Il est certain qu’il n’y a pas un caractère d’entrepreneur mais il faut un caractère pour l’être. Jamais au Maroc, une étude sur l’entrepreneuriat n’a été opérée pour au moins connaitre le profil de l’entrepreneur, dégager les opportunités, identifier les menaces et arrêter une banque de projets. Mettre des fonds, jeunement, à la disposition de jeunes pousses non encadrés et désarmés dans un milieu qui regorge de pièges aura pour fil droit l’augmentation de la population des mécontents au lieu et place de calmer l’indignation qui s’est installée dans notre société.
Encore l’informel
Outre le problème de l’emploi, les pouvoirs publics escomptent, à travers le fonds, favoriser la migration de l’informalité vers la formalité. La carotte fiscale, juridique voire l’ouverture du droit à la commande publique n’ont pas assuré l’afflux souhaité. Il est juste que l’informalité est née, notamment, de l’incapacité du capital à absorber la force de travail. Injecter de l’argent contribuerait, sans conteste, au ralliement d’une partie de la population en quête d’un travail décent et fuir les aléas de l’informel. A travers cette initiative, l’Etat espère faire basculer l’avantage du côté du formel.
L’intégration par entrepreneuriat
L’initiative a également pour mission d’accompagner les PME-PMI actives dans l’exportation vers l’Afrique. Depuis, le retour triomphal du Maroc à la scène Africaine la carte économique constitue la clé de l’intégration. Dans la coopération Sud-Sud le Maroc n’arrête pas de faire des pas de géant. Seulement, on s’attendait, dans le cadre de l’initiative, que l’offre couvre les résidents africains au Maroc.
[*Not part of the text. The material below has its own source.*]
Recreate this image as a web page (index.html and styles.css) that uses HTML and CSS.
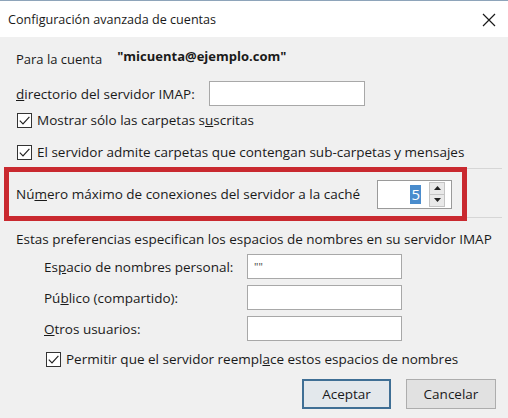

L’intégration par l’entrepreneuriat constituera un message ferme quant aux intentions du Maroc à consolider la coopération Sud-Sud et à profiter également des compétences africaines.
Et la croissance
Plusieurs opérateurs économiques voient dans l’initiative une mesure interventionniste de l’Etat qui animera la demande intérieure. A notre avis cette dernière ne sera que petitement impactée. En effet, le compteur de la demande intérieure n’est pas sensible au si petit débit permis par l’initiative. Et pour preuve, l’Etat en augmentant de ses dépenses publiques de 20 milliards de dirhams entre 2018 et 2019 n’est pas parvenu à tirer la demande intérieure vers le haut.
Ceux qui pensent que l’argent est la solution à la boite de pandore du Maroc doivent commencer par faire fermer leurs boîtes. Ceux qui croient que l’initiative est la planche de salut, rêvent surement en couleur. Il ne faut pas attendre que l’initiative mette du beurre dans les épinards des marocains mais elle est porteuse d’espoir.